If this is an Anglo-French war, shouldn't the cost be divided between them? The Royal Navy was blockading Europe on its own in the Napoleonic Wars, and Germany on its own in the First World War.

As an aside, from a semi-related thread:
The Springfield 1873 By contrast was originally a conversion of civil war Muzzle loading Rifle muskets, analogous with the British Snyder breech loading conversation for the 1853 Enfield. However most Springfield 1873's were of new manufacture instead of conversations,
I wanted to point out that some of the Sniders were newly built: by January 1873, the proportion was 589,678 converted to 292,424 new guns. Also worth bearing in mind is that the British authorised one Maxim gun per battalion in 1890 and two in 1891.

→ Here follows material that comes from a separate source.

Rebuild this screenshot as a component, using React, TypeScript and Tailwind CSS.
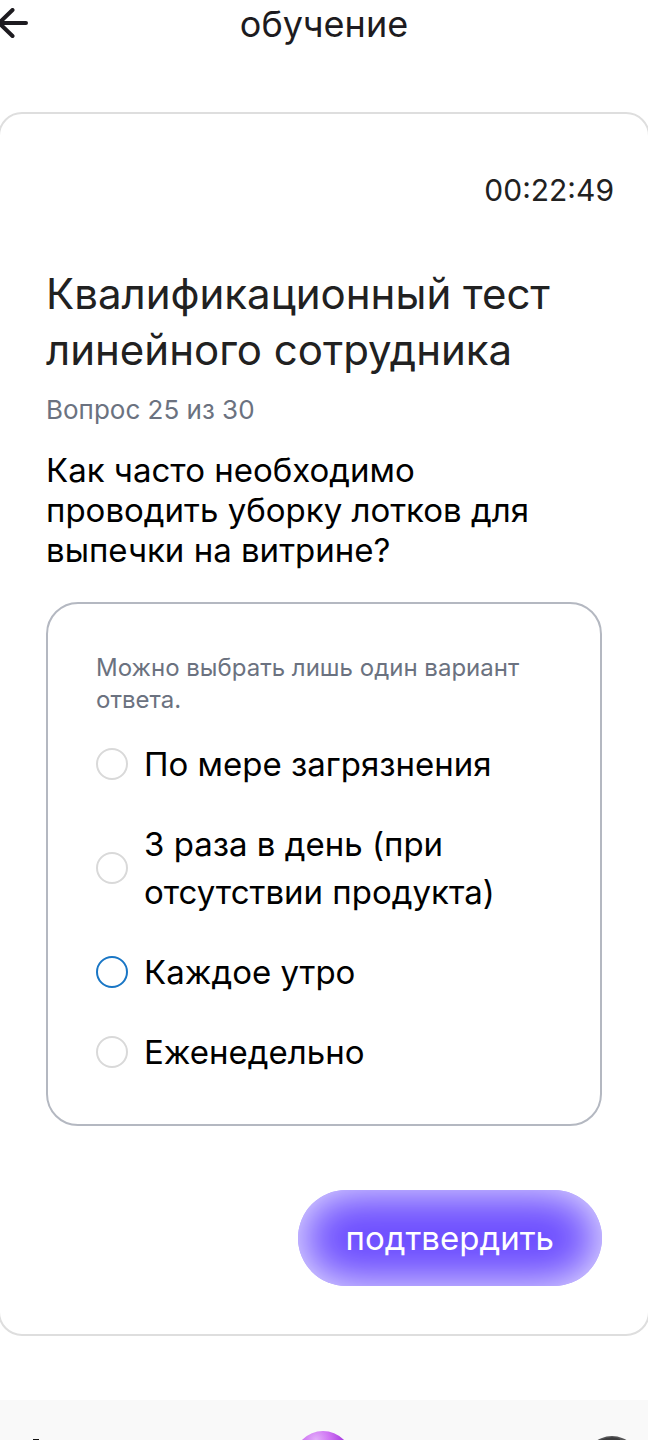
import React from 'react';

const answers = [
  { id: "a1", label: "По мере загрязнения" },
  { id: "a2", label: "3 раза в день (при отсутствии продукта)" },
  { id: "a3", label: "Каждое утро", focused: true },
  { id: "a4", label: "Еженедельно" }
];

const Header = () => {
  return (
    <header className="grid grid-cols-[1fr_auto_1fr] items-center h-12 mb-16">
      <button aria-label="Назад" className="-ml-1 w-8 h-8">
        <svg viewBox="0 0 32 32" className="w-8 h-8" fill="none" stroke="#1d1b20" strokeWidth="4" strokeLinecap="round" strokeLinejoin="round">
          <path d="M30 15H3M16.500 2L3 15l13.500 13" />
        </svg>
      </button>
      <h1 className="text-4xl leading-10 text-[#1d1b20]">обучение</h1>
    </header>
  );
};

const Answers = () => {
  return (
    <fieldset className="border-2 border-[#b4b8c1] rounded-[32px] p-12 min-w-0">
      <p className="text-2xl leading-8 text-[#6b7280] mb-6">Можно выбрать лишь один вариант ответа.</p>
      <div className="flex flex-col gap-8">
        {answers.map((answer) => (
          <label key={answer.id} htmlFor={answer.id} className="flex items-center gap-4 text-[33px] leading-[48px] text-black">
            <input
              type="radio"
              id={answer.id}
              name="answer"
              className={`appearance-none shrink-0 w-8 h-8 rounded-full border-2 bg-white ${answer.focused ? "border-[#1976c5]" : "border-[#d9d9d9]"}`}
            />
            <span>{answer.label}</span>
          </label>
        ))}
      </div>
    </fieldset>
  );
};

const BottomNav = () => {
  return (
    <nav className="flex justify-between h-10 px-2 overflow-hidden bg-[#f9f9f9]">
      <a href="#home" aria-label="Главная" className="w-14 shrink-0">
        <svg viewBox="0 0 56 40" className="w-14 h-10">
          <path d="M25 40v-1h6v1z" fill="#111111" />
        </svg>
      </a>
      <a href="#assistant" aria-label="Помощник" className="w-16 shrink-0">
        <svg viewBox="0 0 64 40" className="w-16 h-10">
          <defs>
            <radialGradient id="ball" gradientUnits="userSpaceOnUse" cx="24" cy="40" r="28">
              <stop offset="0" stopColor="#e3b0fa" />
              <stop offset="0.500" stopColor="#cf74f3" />
              <stop offset="1" stopColor="#a83de0" />
            </radialGradient>
          </defs>
          <circle cx="31" cy="60" r="29" fill="url(#ball)" />
        </svg>
      </a>
      <a href="#profile" aria-label="Профиль" className="w-14 shrink-0">
        <svg viewBox="0 0 56 40" className="w-14 h-10">
          <circle cx="28" cy="64" r="28" fill="#555557" />
          <path d="M16 40q12-5 20-1v1z" fill="#3c3c3e" />
        </svg>
      </a>
    </nav>
  );
};

const App = () => {
  return (
    <div className="bg-white overflow-hidden font-['Inter','Noto_Sans',sans-serif]">
      <Header />
      <main className="-mx-0.5 mb-16 px-[46px] py-12 border-2 border-[#dedede] rounded-3xl">
        <div className="-mr-3 mt-2 mb-14 text-right text-3xl leading-10 text-[#212121]">
          <time>00:22:49</time>
        </div>
        <h2 className="text-[42px] leading-[56px] text-[#212121] mb-4">
          Квалификационный тест линейного сотрудника
        </h2>
        <p className="text-[26px] leading-8 text-[#6b7280] mb-6">Вопрос 25 из 30</p>
        <p className="text-[33px] leading-10 text-black pr-8 mb-8">
          Как часто необходимо проводить уборку лотков для выпечки на витрине?
        </p>
        <Answers />
        <div className="flex justify-end mt-16">
          <button className="h-24 px-12 rounded-full bg-[#6c4dff] text-white text-[33px] leading-10 shadow-[inset_0_0_48px_rgba(255,255,255,0.95)]">
            подтвердить
          </button>
        </div>
      </main>
      <BottomNav />
    </div>
  );
};

export default App;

Have you tried looking into invasion fiction for some ideas? The War of 1886 (written in 1882) is available online, as is The Great War Syndicate (1889). The Stricken Nation (1890) isn't, unfortunately, but I can give you a précis:

The accession of James G. Blaine to the presidency, and his refusal to sycophantically adhere to British policy, leads Britain to engineer a conflict with the United States. Using a fishing dispute as a casus belli, Britain declares war: an unprepared America, lacking modern rifles and artillery, finds itself unable to invade Canada. The Royal Navy swiftly demolishes obsolete American coastal fortifications, demands New York pay $500,000,000 in 24 hours or face destruction, and when the money fails to appear shells the city to ruin on 4th July 1892. It claims similar ransoms from Chicago and Philadelphia ($300m each); destroys Boston and Cleveland, and captures Portland, Baltimore, New Orleans, and San Francisco. On 25th August, Congress signs a peace treaty whose terms include a $10,000,000,000 war indemnity, British annexation of California, Oregon, Florida, parts of Louisiana, and whatever forts on the seacoast they designate, and disarmament of all US forces except a limited number of state militia.

If you're going for ASB, good luck beating that.